Gerettet werden also primär die Profitaussichten der Kapitaleigner. Und es ist nicht so, daß dies in Permanenz erst jetzt beginnt. Es ist ein Dauerzustand, der im Moment lediglich gut sichtbar wird. »Retten« erfordert auch, daß reiche Staaten für Pleitekandidaten Transferleistungen über das übliche Maß hinaus erbringen, sei es durch Garantien, Nachschüsse zum Eigenkapital der EZB oder demnächst mit Ausgabe von »Euro-Bonds«. Was aber für die Nutznießer als Marktpflege gelten kann, ist dem durchschnittlichen Steuerzahler eher schwer zu vermitteln. Angela Merkel nennt »Solidarität«, was eine Alimentierung der Reichen und Superreichen auf Rechnung künftiger Steuerzahlungen ist – ein Modell auf tönernen Füßen. Selbst die EU-Wirtschaftssupermacht Deutschland ist längst ein Problemfall. 2010 wird deren Gesamtverschuldung nach Berechnung des Kieler Instituts für Weltwirtschaft zwei Billionen Euro übersteigen. Überbordender Rettungseifer hat demnach allein in diesem Jahr den Schuldenberg um 325 Milliarden Euro erhöht – mehr als 80 Prozent des Bruttoinlandsprodukts. Wenn der ökonomisch stärkste EU-Staat kaum noch finanzielle Spielräume hat, ist Furcht vor Aktionen im Rahmen des neuen Krisenmechanismus angebracht. Dann könnte das »Retten« den direkten Weg in die Pleite aller ebnen.
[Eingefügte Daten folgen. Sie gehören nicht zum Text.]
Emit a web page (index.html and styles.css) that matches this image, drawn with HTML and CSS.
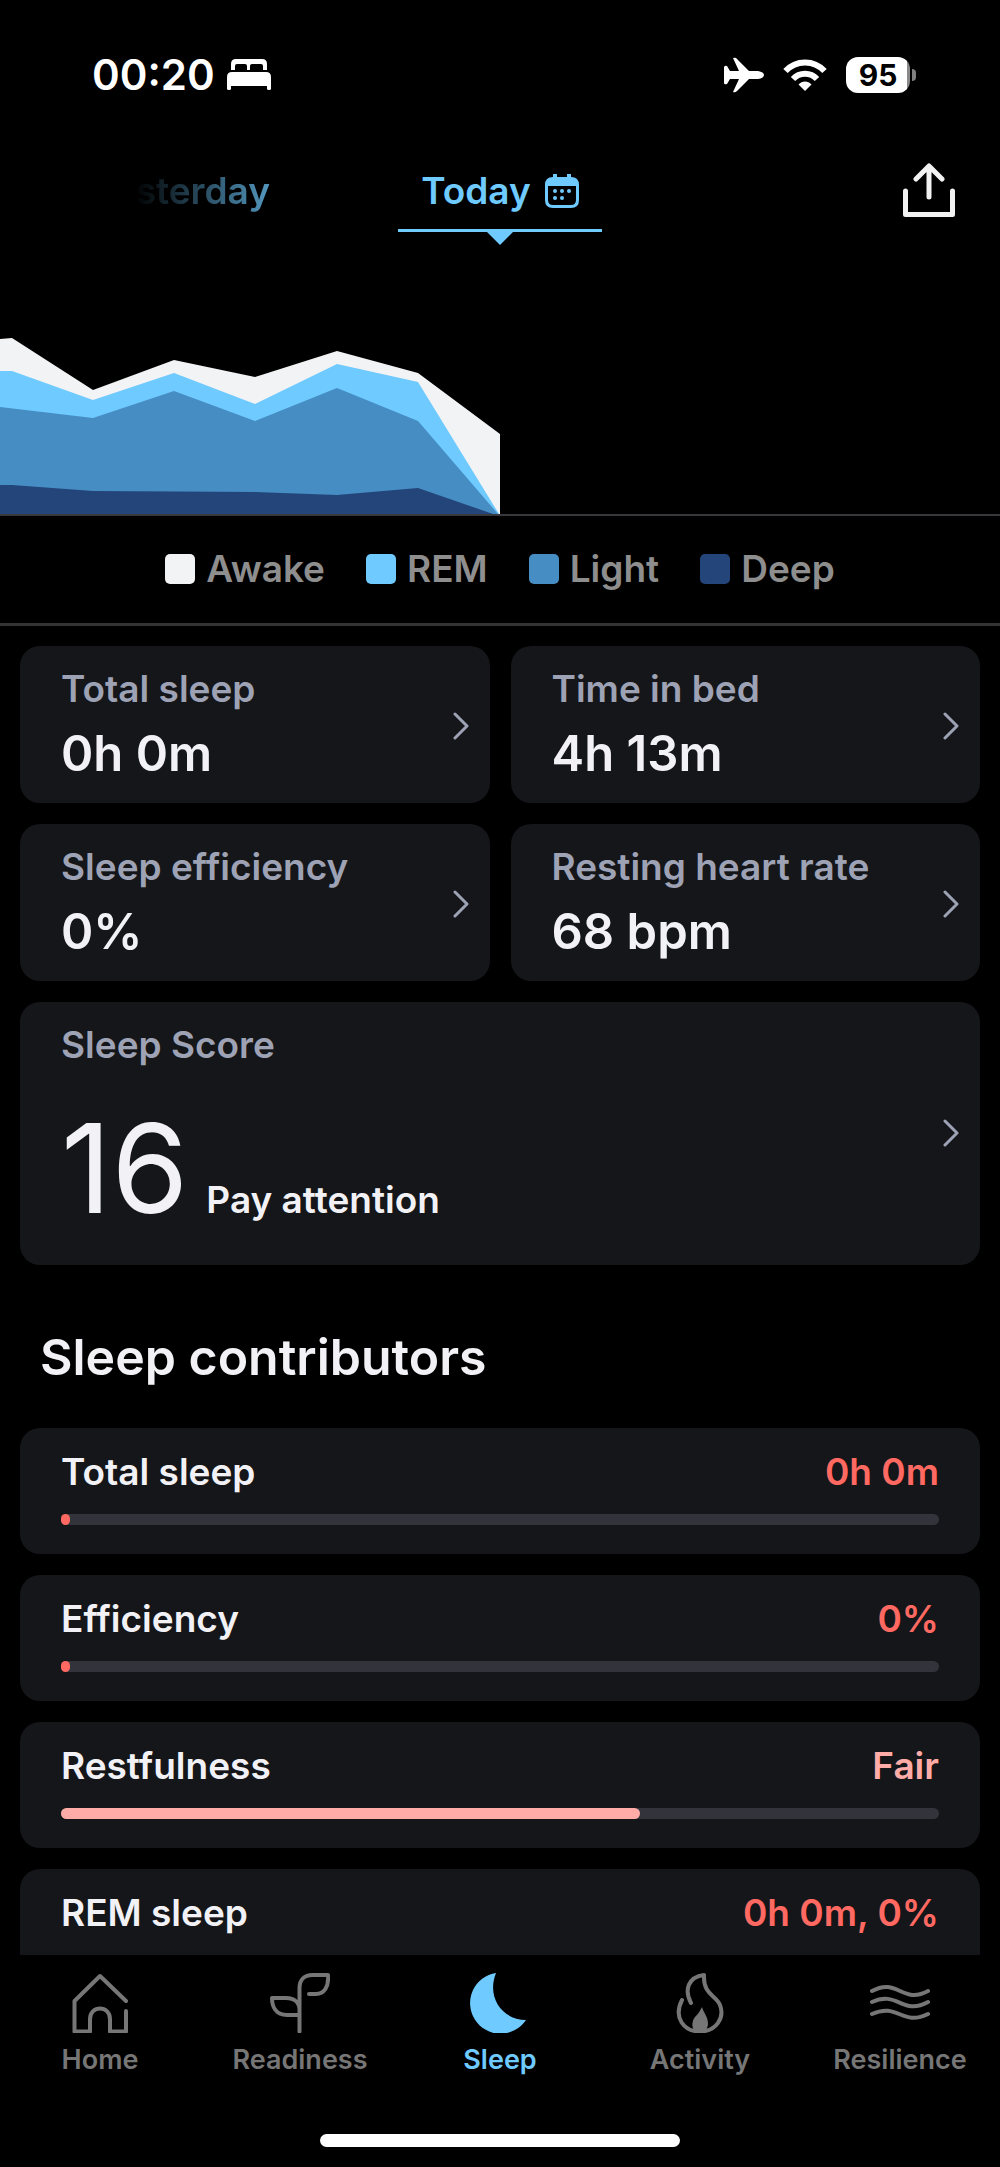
FILE: index.html
```html
<!DOCTYPE html>
<html lang="en">
<head>
    <meta charset="UTF-8">
    <meta name="viewport" content="width=device-width, initial-scale=1.0">
    <title>Sleep</title>
    <link rel="stylesheet" href="styles.css">
</head>
<body>
    <div class="status-bar">
        <div class="status-left">
            <span class="time">00:20</span>
            <svg width="44" height="32" viewBox="0 0 44 32" fill="#fff">
                <path d="M4 11V5q0-5 5-5h26q5 0 5 5v6h-4V7q0-2-2-2H25q-2 0-2 2v4h-3V7q0-2-2-2h-8q-2 0-2 2v4z"/>
                <path d="M0 30V18q0-5 5-5h34q5 0 5 5v12q0 1-2 1t-2-1v-3H4v3q0 1-2 1t-2-1z"/>
            </svg>
        </div>
        <div class="status-right">
            <svg width="40" height="36" viewBox="0 0 40 36" fill="#fff">
                <path d="M9 1q3-1 4 1l12 12h9q6 1 6 4t-6 4h-9L13 34q-2 2-4 1l6-13H6l-3 5q-3 1-3-1V10q1-2 3-1l3 5h9z"/>
            </svg>
            <svg width="44" height="32" viewBox="0 0 44 32" fill="none" stroke="#fff" stroke-width="6">
                <path d="M2.500 12C13 .5 31 .5 41.500 12"/>
                <path d="M10 20c6.500-7 17.500-7 24 0"/>
                <path d="M22 32l-6.500-6.500c3.500-4 9.500-4 13 0z" fill="#fff" stroke="none"/>
            </svg>
            <div class="battery"><span class="battery-level">95</span></div>
        </div>
    </div>

    <header class="header">
        <a class="day day-prev" href="#yesterday">Yesterday</a>
        <button class="day day-current" type="button">
            Today
            <svg width="34" height="34" viewBox="0 0 34 34">
                <path d="M8 3V0h4v3h10V0h4v3q8 0 8 8v15q0 8-8 8H8q-8 0-8-8V11q0-8 8-8zM3 12v14q0 5 5 5h18q5 0 5-5V12z" fill="currentColor" fill-rule="evenodd"/>
                <g fill="currentColor">
                    <circle cx="10" cy="17" r="2"/><circle cx="17" cy="17" r="2"/><circle cx="24" cy="17" r="2"/>
                    <circle cx="10" cy="24" r="2"/><circle cx="17" cy="24" r="2"/>
                </g>
            </svg>
        </button>
        <button class="share" type="button" aria-label="Share">
            <svg width="52" height="54" viewBox="0 0 52 54" fill="none" stroke="#f2f2f3" stroke-width="5" stroke-linecap="round" stroke-linejoin="round">
                <path d="M2.500 28v23.500h47V28M26 34V4M13 16L26 3l13 13"/>
            </svg>
        </button>
    </header>

    <svg class="chart" viewBox="0 0 1000 282" preserveAspectRatio="none" role="img" aria-label="Sleep stages by day">
        <path fill="#f2f3f4" d="M0 107L12 106 93 158 174 128 255 145 337 119 418 141 500 202V282H0z"/>
        <path fill="#6fcaff" d="M0 139H12L93 168 174 141 255 172 337 132 418 150 499 282H0z"/>
        <path fill="#458dc3" d="M0 175L93 186 174 159 255 189 337 156 418 189 498 282H0z"/>
        <path fill="#234579" d="M0 253H12L93 259 255 260 337 263 418 256 493 282H0z"/>
    </svg>

    <ul class="legend">
        <li><span class="swatch swatch-awake"></span>Awake</li>
        <li><span class="swatch swatch-rem"></span>REM</li>
        <li><span class="swatch swatch-light"></span>Light</li>
        <li><span class="swatch swatch-deep"></span>Deep</li>
    </ul>

    <main class="content">
        <section class="stats">
            <a class="card stat" href="#total-sleep">
                <span class="label">Total sleep</span>
                <span class="value">0h 0m</span>
                <svg class="chevron" viewBox="0 0 16 28"><path d="M2 2l12 12L2 26"/></svg>
            </a>
            <a class="card stat" href="#time-in-bed">
                <span class="label">Time in bed</span>
                <span class="value">4h 13m</span>
                <svg class="chevron" viewBox="0 0 16 28"><path d="M2 2l12 12L2 26"/></svg>
            </a>
            <a class="card stat" href="#efficiency">
                <span class="label">Sleep efficiency</span>
                <span class="value">0%</span>
                <svg class="chevron" viewBox="0 0 16 28"><path d="M2 2l12 12L2 26"/></svg>
            </a>
            <a class="card stat" href="#heart-rate">
                <span class="label">Resting heart rate</span>
                <span class="value">68 bpm</span>
                <svg class="chevron" viewBox="0 0 16 28"><path d="M2 2l12 12L2 26"/></svg>
            </a>
            <a class="card stat stat-score" href="#score">
                <span class="label">Sleep Score</span>
                <span class="score"><span class="score-number">16</span>Pay attention</span>
                <svg class="chevron" viewBox="0 0 16 28"><path d="M2 2l12 12L2 26"/></svg>
            </a>
        </section>

        <h2>Sleep contributors</h2>

        <section class="contributors">
            <div class="card contributor bad">
                <div class="row"><span>Total sleep</span><span class="result">0h 0m</span></div>
                <div class="bar"><div class="fill" style="width: 1%"></div></div>
            </div>
            <div class="card contributor bad">
                <div class="row"><span>Efficiency</span><span class="result">0%</span></div>
                <div class="bar"><div class="fill" style="width: 1%"></div></div>
            </div>
            <div class="card contributor fair">
                <div class="row"><span>Restfulness</span><span class="result">Fair</span></div>
                <div class="bar"><div class="fill" style="width: 66%"></div></div>
            </div>
            <div class="card contributor bad">
                <div class="row"><span>REM sleep</span><span class="result">0h 0m, 0%</span></div>
                <div class="bar"><div class="fill" style="width: 1%"></div></div>
            </div>
        </section>
    </main>

    <footer class="footer">
        <nav class="tabs">
            <a class="tab" href="#home">
                <svg viewBox="0 0 60 60"><path d="M56 28L30 3 4.500 28v30.500H20V46c0-14 20-14 20 0v12.500h16V38"/></svg>
                Home
            </a>
            <a class="tab" href="#readiness">
                <svg viewBox="0 0 60 60"><path d="M29.500 58.500V15c0-8 5-13 13-13H58c1 12-4 19-12 19h-7M29.500 42H17C6 42 2 34 2 25h14c9 0 13.500 5 13.500 12"/></svg>
                Readiness
            </a>
            <a class="tab active" href="#sleep">
                <svg viewBox="0 0 60 60"><path class="solid" d="M26 0A30.500 30.500 0 1 0 56 47C33 47 16 25 26 0z"/></svg>
                Sleep
            </a>
            <a class="tab" href="#activity">
                <svg viewBox="0 0 60 60"><path d="M12 27C3 45 14 58.500 30 58.500S55 45 50 32C46 22 33 22 34 2 18 4 14 17 21 30"/><path class="solid" d="M32 34c2 7 6 9 6 17 0 3-2 5-2 7H25c-4-4-3-10 0-14 3-3 5-6 7-10z"/></svg>
                Activity
            </a>
            <a class="tab" href="#resilience">
                <svg viewBox="0 0 60 60"><path d="M2 18c26-14 30 14 56 0M2 29c26-12 30 14 56 0M2 41c26-12 30 13 56 0"/></svg>
                Resilience
            </a>
        </nav>
        <div class="home-indicator"></div>
    </footer>
</body>
</html>
```
FILE: styles.css
```css
* {
    box-sizing: border-box;
}

body {
    margin: 0;
    height: 100vh;
    display: flex;
    flex-direction: column;
    overflow: hidden;
    background: #000;
    color: #f2f2f6;
    font-family: Inter, "Liberation Sans", sans-serif;
    font-size: 37px;
    font-weight: 600;
    line-height: 44px;
}

a {
    color: inherit;
    text-decoration: none;
}

button {
    padding: 0;
    border: 0;
    background: none;
    color: inherit;
    font: inherit;
    cursor: pointer;
}

svg {
    display: block;
    flex-shrink: 0;
}

/* Status bar */
.status-bar {
    display: flex;
    justify-content: space-between;
    align-items: center;
    height: 149px;
    padding: 0 84px 0 92px;
    color: #fff;
}

.status-left,
.status-right {
    display: flex;
    align-items: center;
}

.status-left {
    gap: 12px;
}

.status-right {
    gap: 19px;
}

.time {
    font-size: 42px;
}

.battery {
    display: flex;
    align-items: center;
    gap: 2px;
}

.battery::after {
    content: "";
    width: 4px;
    height: 12px;
    border-radius: 0 4px 4px 0;
    background: #7f7f7f;
}

.battery-level {
    width: 64px;
    height: 36px;
    border-radius: 12px;
    background: linear-gradient(to right, #fff 95%, #8a8a8a 95%);
    color: #000;
    font-size: 30px;
    font-weight: 700;
    line-height: 36px;
    text-align: center;
}

/* Day picker */
.header {
    display: grid;
    grid-template-columns: 1fr 204px 1fr;
    align-items: start;
    padding-top: 20px;
    color: #6fcaff;
}

.day-prev {
    justify-self: end;
    margin-right: 128px;
    -webkit-mask-image: linear-gradient(to right, transparent 24%, rgba(0, 0, 0, 0.75));
    mask-image: linear-gradient(to right, transparent 24%, rgba(0, 0, 0, 0.75));
}

.day-current {
    position: relative;
    display: flex;
    justify-content: center;
    align-items: center;
    gap: 14px;
    padding-bottom: 16px;
    border-bottom: 3px solid #6fcaff;
}

.day-current::after {
    content: "";
    position: absolute;
    top: 100%;
    left: 50%;
    border: 16px solid transparent;
    border-top-color: #6fcaff;
    border-bottom: 0;
    transform: translateX(-50%);
}

.share {
    justify-self: end;
    margin-right: 45px;
    margin-top: -6px;
}

/* Chart */
.chart {
    width: 100%;
    height: 282px;
}

.legend {
    display: flex;
    justify-content: center;
    gap: 41px;
    margin: 0;
    padding: 31px 0 32px;
    border-top: 2px solid #38383c;
    border-bottom: 3px solid #333336;
    color: #8e8e8e;
    list-style: none;
}

.legend li {
    display: flex;
    align-items: center;
    gap: 11px;
}

.swatch {
    width: 30px;
    height: 30px;
    border-radius: 5px;
}

.swatch-awake {
    background: #f2f3f4;
}

.swatch-rem {
    background: #6fcaff;
}

.swatch-light {
    background: #458dc3;
}

.swatch-deep {
    background: #234579;
}

/* Cards */
.content {
    flex: 1;
    min-height: 0;
    overflow: hidden;
    padding: 20px 20px 0;
}

.card {
    border-radius: 20px;
    background: #151619;
}

.stats {
    display: grid;
    grid-template-columns: 1fr 1fr;
    gap: 21px;
}

.stat {
    display: grid;
    grid-template-columns: 1fr auto;
    align-items: center;
    row-gap: 13px;
    padding: 21px 21px 19px 41px;
}

.label {
    color: #9ea2b5;
}

.value {
    grid-row: 2;
    font-size: 49px;
    line-height: 60px;
}

.chevron {
    grid-column: 2;
    grid-row: 1 / 3;
    width: 16px;
    height: 28px;
    fill: none;
    stroke: #9ea2b5;
    stroke-width: 3;
    stroke-linecap: round;
    stroke-linejoin: round;
}

.stat-score {
    grid-column: 1 / 3;
    row-gap: 26px;
    padding-bottom: 22px;
}

.score {
    display: flex;
    align-items: baseline;
    gap: 18px;
}

.score-number {
    font-size: 124px;
    font-weight: 400;
    line-height: 150px;
}

h2 {
    margin: 62px 20px 41px;
    font-size: 50px;
    font-weight: 600;
    line-height: 60px;
}

.contributors {
    display: flex;
    flex-direction: column;
    gap: 21px;
}

.contributor {
    padding: 22px 41px 29px;
}

.row {
    display: flex;
    justify-content: space-between;
    margin-bottom: 20px;
}

.bar {
    height: 11px;
    border-radius: 6px;
    background: #33343b;
}

.fill {
    height: 100%;
    border-radius: 6px;
    background: currentColor;
}

.bad .result,
.bad .fill {
    color: #ff6961;
}

.fair .result,
.fair .fill {
    color: #ffaca8;
}

/* Bottom tabs */
.footer {
    padding: 18px 0 20px;
}

.tabs {
    display: grid;
    grid-template-columns: repeat(5, 1fr);
    margin-bottom: 57px;
}

.tab {
    display: flex;
    flex-direction: column;
    align-items: center;
    gap: 10px;
    color: #767676;
    font-size: 27px;
    line-height: 34px;
}

.tab svg {
    width: 60px;
    height: 60px;
    fill: none;
    stroke: currentColor;
    stroke-width: 4;
    stroke-linecap: round;
    stroke-linejoin: round;
}

.tab .solid {
    fill: currentColor;
    stroke: none;
}

.active {
    color: #6fcaff;
}

.home-indicator {
    width: 36%;
    height: 13px;
    margin: 0 auto;
    border-radius: 7px;
    background: #fff;
}
```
** Aus: junge Welt, 18. Dezember 2010 (Kommentar)
Pyrrhussieg
Von Dieter Janke ***
Die deutsche Bundeskanzlerin kann mit sich zufrieden sein. Trotz des heftigen Gegenwindes im Vorfeld des Gipfeltreffens der Euro-Länder hat sie sich im Inhalt wie auch im Stil durchgesetzt. Über gemeinsame Staatsanleihen – die Euro–Bonds – wurde offiziell gar nicht erst debattiert. Die von Angela Merkel favorisierte Minimalvariante einer Änderung des Lissabonner Vertrages wurde ziemlich geräuschlos als Konsens präsentiert. Die vielfach beklagte deutsche Dominanz hat so nicht nur eine zusätzliche Bestätigung erfahren, sondern auch eine weitere Ausprägung. Für Merkel selbst könnte sich das indes bald als Pyrrhussieg erweisen. Die gerade in der deutschen Vormacht zu suchenden Ursachen der Verwerfungen in der Währungsgemeinschaft wurden damit zementiert und sollen im kommenden Jahr endgültig im Vertragstext festgeschrieben werden.
Es ist jedoch mehr als zweifelhaft, ob jener vor allem an bundesdeutschen Kurzfristinteressen orientierte Weg eine längerfristig tragfähige Lösung der Eurokrise bringt. Denn der rigide Sparkurs, der Ländern wie Griechenland und Irland auferlegt wurde, birgt Risiken für die gesamte Gemeinschaft in sich. Dabei könnten die konjunkturellen Verwerfungen noch das kleinere Übel sein. Sollten die Rosskuren bei dem einen oder anderen Partner gar ein Ausbrechen aus der monetären Klammer erzwingen, bliebe das nicht ohne Folgen für den Bestand des Euro selbst.